Jim Pomeroy was born March 21, 1945, in Reading, Pennsylvania. The family moved to a small town in Texas when he was three, and then to Montana when he was sixteen. Pomeroy developed an early interest in model airplanes and electrical machines, and his science-related interests were encouraged in high school.
Pomeroy went to the University of Texas, Austin, initially planning to go into physics but discovering that he wasn't very good at it. He switched his major to art and studied stone sculpture, ceramics, and painting for five years, leaving with a B.A. in 1968. He began working in an Abstract Expressionist style before migrating to Minimalism and Conceptualism and bringing industrial processes, materials, and methods into his work. Under the influence of artists like Robert Smithson, Donald Judd, and Tony Smith, he left Texas in 1968 and moved to the San Francisco Bay Area. He received his M.A. (1971) and M.F.A. (1972) in art from the University of California at Berkeley.

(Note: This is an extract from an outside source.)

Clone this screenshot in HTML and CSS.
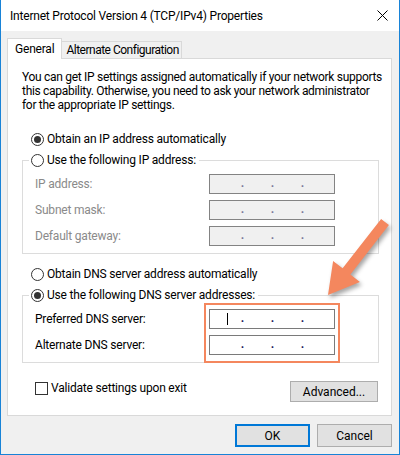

To support himself in graduate school and for several years afterwards, Pomeroy worked as a preparator at museums and galleries in California and Texas.
In the 1970s and 1980s, Pomeroy was a prominent figure in the performance art and installation activity associated with Bay Area conceptual art. He disliked the rigid separations between media maintained by most art schools and referred to himself as a "general practitioner" and is now considered a pioneer in the field of new media art, developing an anti-spectacular, witty aesthetic that fed on his lifelong interest in popular mechanics, informal science experiments, garage invention, and home-brewed technology. Among his friends and collaborators are such artists as Perry Hoberman, Paul Kos, and Paul DeMarinis and the curator Suzanne Foley. DeMarinis describes him as a quintessential artist-tinkerer, one of a generation of artists who, growing up in the era of the first space program, "had been inculcated with the codes of science and technology, but who had reterritorialized them to identify technology with culture." Two of his best-known pieces of the mid 1970s, Mozart's Moog and Fear Elites, used music-box mechanisms to raise questions about the role of the human performer in an era of increasingly automated and synthetic forms of music production. Other works, such as Newt Ascending Astaire's Face and Turbo Pan, are partly inspired by 19th century technologies such as the zoetrope. He also created a pair of works, Composition in Deep/Light at the Opera and Clear Bulbs Cast Sharp Shadows, based on 3D technology of the period and requiring anaglyphic (red-green) glasses for viewing.